その仮説の最大の根拠は、ドストエフスキーが長編小説『白痴』の結末において、アグラーヤが亡命ポーランド人と駆け落ちしたと描いていたことである。同じくスラヴ人との結婚ではあるが、エレーナが親に秘密で結婚したインサーロフがブルガリアの正教徒であるのにたいして、アグラーヤの相手はカトリック国のポーランド人となっており、そこにはツルゲーネフの『その前夜』に対するドストエフスキーの複雑な思いが反映されていると思えるのである。

ただ、その著作ではまだ『白痴』を考察の対象としていなかったためにそのことには触れていなかった。上映時間に制限のある映画《白痴》において黒澤明監督もオペラ《椿姫》とその内容を描いてはいない。

しかし映画《白痴》では、破局が明白となる場面で綾子(アグラーヤ)が「椿姫」という表現を用いつつ「私達の間に割込むのはやめて下さい。犠牲の押売りは沢山です。

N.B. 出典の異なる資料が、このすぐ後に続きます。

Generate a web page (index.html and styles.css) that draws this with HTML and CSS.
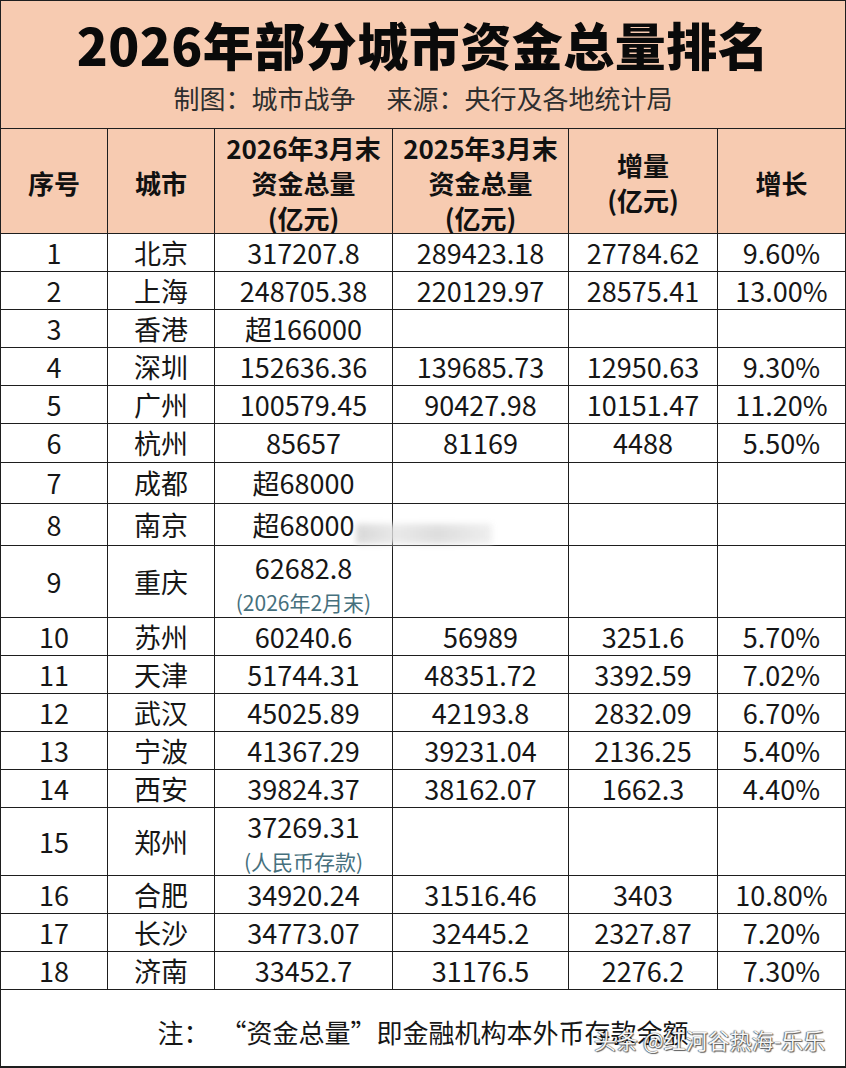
FILE: index.html
```html
<!DOCTYPE html>
<html lang="zh-CN">
<head>
<meta charset="utf-8">
<title>2026年部分城市资金总量排名</title>
<link rel="stylesheet" href="styles.css">
</head>
<body>
<div class="page">
  <div class="sheet">
    <header class="banner">
      <h1 class="title">2026年部分城市资金总量排名</h1>
      <p class="subtitle"><span>制图：城市战争</span><span>来源：央行及各地统计局</span></p>
    </header>

    <div class="row head">
      <div class="cell">序号</div>
      <div class="cell">城市</div>
      <div class="cell">2026年3月末<br>资金总量<br>(亿元)</div>
      <div class="cell">2025年3月末<br>资金总量<br>(亿元)</div>
      <div class="cell">增量<br>(亿元)</div>
      <div class="cell">增长</div>
    </div>

    <div class="row"><div class="cell">1</div><div class="cell">北京</div><div class="cell">317207.8</div><div class="cell">289423.18</div><div class="cell">27784.62</div><div class="cell">9.60%</div></div>
    <div class="row"><div class="cell">2</div><div class="cell">上海</div><div class="cell">248705.38</div><div class="cell">220129.97</div><div class="cell">28575.41</div><div class="cell">13.00%</div></div>
    <div class="row"><div class="cell">3</div><div class="cell">香港</div><div class="cell">超166000</div><div class="cell"></div><div class="cell"></div><div class="cell"></div></div>
    <div class="row"><div class="cell">4</div><div class="cell">深圳</div><div class="cell">152636.36</div><div class="cell">139685.73</div><div class="cell">12950.63</div><div class="cell">9.30%</div></div>
    <div class="row"><div class="cell">5</div><div class="cell">广州</div><div class="cell">100579.45</div><div class="cell">90427.98</div><div class="cell">10151.47</div><div class="cell">11.20%</div></div>
    <div class="row r38"><div class="cell">6</div><div class="cell">杭州</div><div class="cell">85657</div><div class="cell">81169</div><div class="cell">4488</div><div class="cell">5.50%</div></div>
    <div class="row r40"><div class="cell">7</div><div class="cell">成都</div><div class="cell">超68000</div><div class="cell"></div><div class="cell"></div><div class="cell"></div></div>
    <div class="row r41"><div class="cell">8</div><div class="cell">南京</div><div class="cell">超68000</div><div class="cell"></div><div class="cell"></div><div class="cell"></div></div>
    <div class="row r71"><div class="cell">9</div><div class="cell">重庆</div><div class="cell stack s5"><span>62682.8</span><span class="sub">(2026年2月末)</span></div><div class="cell"></div><div class="cell"></div><div class="cell"></div></div>
    <div class="row"><div class="cell">10</div><div class="cell">苏州</div><div class="cell">60240.6</div><div class="cell">56989</div><div class="cell">3251.6</div><div class="cell">5.70%</div></div>
    <div class="row"><div class="cell">11</div><div class="cell">天津</div><div class="cell">51744.31</div><div class="cell">48351.72</div><div class="cell">3392.59</div><div class="cell">7.02%</div></div>
    <div class="row"><div class="cell">12</div><div class="cell">武汉</div><div class="cell">45025.89</div><div class="cell">42193.8</div><div class="cell">2832.09</div><div class="cell">6.70%</div></div>
    <div class="row"><div class="cell">13</div><div class="cell">宁波</div><div class="cell">41367.29</div><div class="cell">39231.04</div><div class="cell">2136.25</div><div class="cell">5.40%</div></div>
    <div class="row"><div class="cell">14</div><div class="cell">西安</div><div class="cell">39824.37</div><div class="cell">38162.07</div><div class="cell">1662.3</div><div class="cell">4.40%</div></div>
    <div class="row r67"><div class="cell">15</div><div class="cell">郑州</div><div class="cell stack s2"><span>37269.31</span><span class="sub">(人民币存款)</span></div><div class="cell"></div><div class="cell"></div><div class="cell"></div></div>
    <div class="row"><div class="cell">16</div><div class="cell">合肥</div><div class="cell">34920.24</div><div class="cell">31516.46</div><div class="cell">3403</div><div class="cell">10.80%</div></div>
    <div class="row"><div class="cell">17</div><div class="cell">长沙</div><div class="cell">34773.07</div><div class="cell">32445.2</div><div class="cell">2327.87</div><div class="cell">7.20%</div></div>
    <div class="row"><div class="cell">18</div><div class="cell">济南</div><div class="cell">33452.7</div><div class="cell">31176.5</div><div class="cell">2276.2</div><div class="cell">7.30%</div></div>

    <footer class="note"><span>注：</span><span>“资金总量”即金融机构本外币存款余额</span></footer>
  </div>
  <div class="smudge"></div>
  <div class="watermark">头条 @红河谷热海-乐乐</div>
</div>
</body>
</html>
```

FILE: styles.css
```css
html, body {
  margin: 0;
  padding: 0;
  background: #ffffff;
}

.page {
  position: relative;
  width: 846px;
  height: 1068px;
  overflow: hidden;
  font-family: "Noto Sans CJK SC", "Noto Sans", sans-serif;
  color: #161616;
}

.sheet {
  display: flex;
  flex-direction: column;
  gap: 1px;
  padding: 1px 1px 2px 1px;
  background: #1e1e1e;
  height: 1068px;
  box-sizing: border-box;
}

.sheet > * {
  flex-shrink: 0;
}

.banner {
  height: 127px;
  background: #f7cbb1;
  display: flex;
  flex-direction: column;
  align-items: center;
  box-sizing: border-box;
  padding-top: 13px;
}

.title {
  margin: 0;
  font-size: 51px;
  line-height: 60px;
  font-weight: 900;
  color: #0a0a0a;
  letter-spacing: 0.5px;
}

.subtitle {
  margin: 7px 0 0 0;
  display: flex;
  gap: 31px;
  font-size: 26px;
  line-height: 34px;
  color: #2e2e2e;
}

.row {
  display: grid;
  grid-template-columns: 106px 106px 177px 175px 148px 127px;
  grid-template-rows: 100%;
  gap: 1px;
  height: 37px;
}

.row.r38 { height: 38px; }
.row.r40 { height: 40px; }
.row.r41 { height: 41px; }
.row.r71 { height: 71px; }
.row.r67 { height: 67px; }

.cell {
  min-height: 0;
  background: #ffffff;
  display: flex;
  align-items: center;
  justify-content: center;
  text-align: center;
  font-size: 27px;
  line-height: 34px;
  white-space: nowrap;
}

.row.head {
  height: 104px;
}

.row.head .cell {
  background: #f7cbb1;
  font-size: 26px;
  font-weight: 700;
  line-height: 35px;
  color: #111111;
  padding-top: 2px;
}

.cell.stack {
  flex-direction: column;
  justify-content: flex-start;
}

.cell.stack.s5 { padding-top: 5px; }
.cell.stack.s2 { padding-top: 2px; }

.sub {
  font-size: 21px;
  line-height: 34px;
  color: #46707d;
}

.note {
  height: 76px;
  background: #ffffff;
  display: flex;
  align-items: center;
  justify-content: center;
  gap: 11px;
  font-size: 26px;
  padding-top: 7px;
  box-sizing: border-box;
  color: #161616;
}

.smudge {
  position: absolute;
  left: 356px;
  top: 524px;
  width: 136px;
  height: 20px;
  background: linear-gradient(90deg, #cfcfcf, #e4e4e4 30%, #d6d6d6 60%, #ebebeb);
  filter: blur(3px);
  opacity: 0.8;
}

.watermark {
  position: absolute;
  left: 594px;
  top: 1025px;
  font-size: 22px;
  line-height: 28px;
  color: #f6f6f6;
  white-space: nowrap;
  text-shadow: 0 0 1px #222, 1px 1px 1px rgba(0, 0, 0, 0.6), -1px 0 1px rgba(0, 0, 0, 0.4);
}
```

それも本当の犠牲じゃなく、ただもう椿姫を気取っているだけなんですからね」と妙子(ナスターシヤ)を強く非難していた。 長編小説『白痴』を注意深く読んでいた読者ならば、綾子(アグラーヤ)のこの言葉がいかに妙子(ナスターシヤ)を傷つけ、絶望的な行動へと駆り立てたかを理解できるだろう。

*   *   *

相沢直樹氏には「死と再生のバルカローラ――黒澤明の映画『生きる』における『ゴンドラの唄』をめぐる断章」という論文もあり、それは『甦る『ゴンドラの唄』── 「いのち短し、恋せよ、少女」の誕生と変容』(新曜社、2012年)に所収されている。

甦る「ゴンドラの唄」

最近、比較文学者の清水孝純氏(九州大学名誉教授)が、これまでの広範な研究を踏まえて『白痴』を読む――ドストエフスキーとニヒリズム』という著書を上梓された(九州大学区出版会、2013年)。

『白痴』を読む

ここにも付論として「黒澤明の映画『白痴』の戦略」が所収されている。 日本では不遇だった黒澤映画《白痴》が甦り、映画《生きる》とともに力強く世界へと羽ばたく時期が到来しているのではないかとの予感を抱く。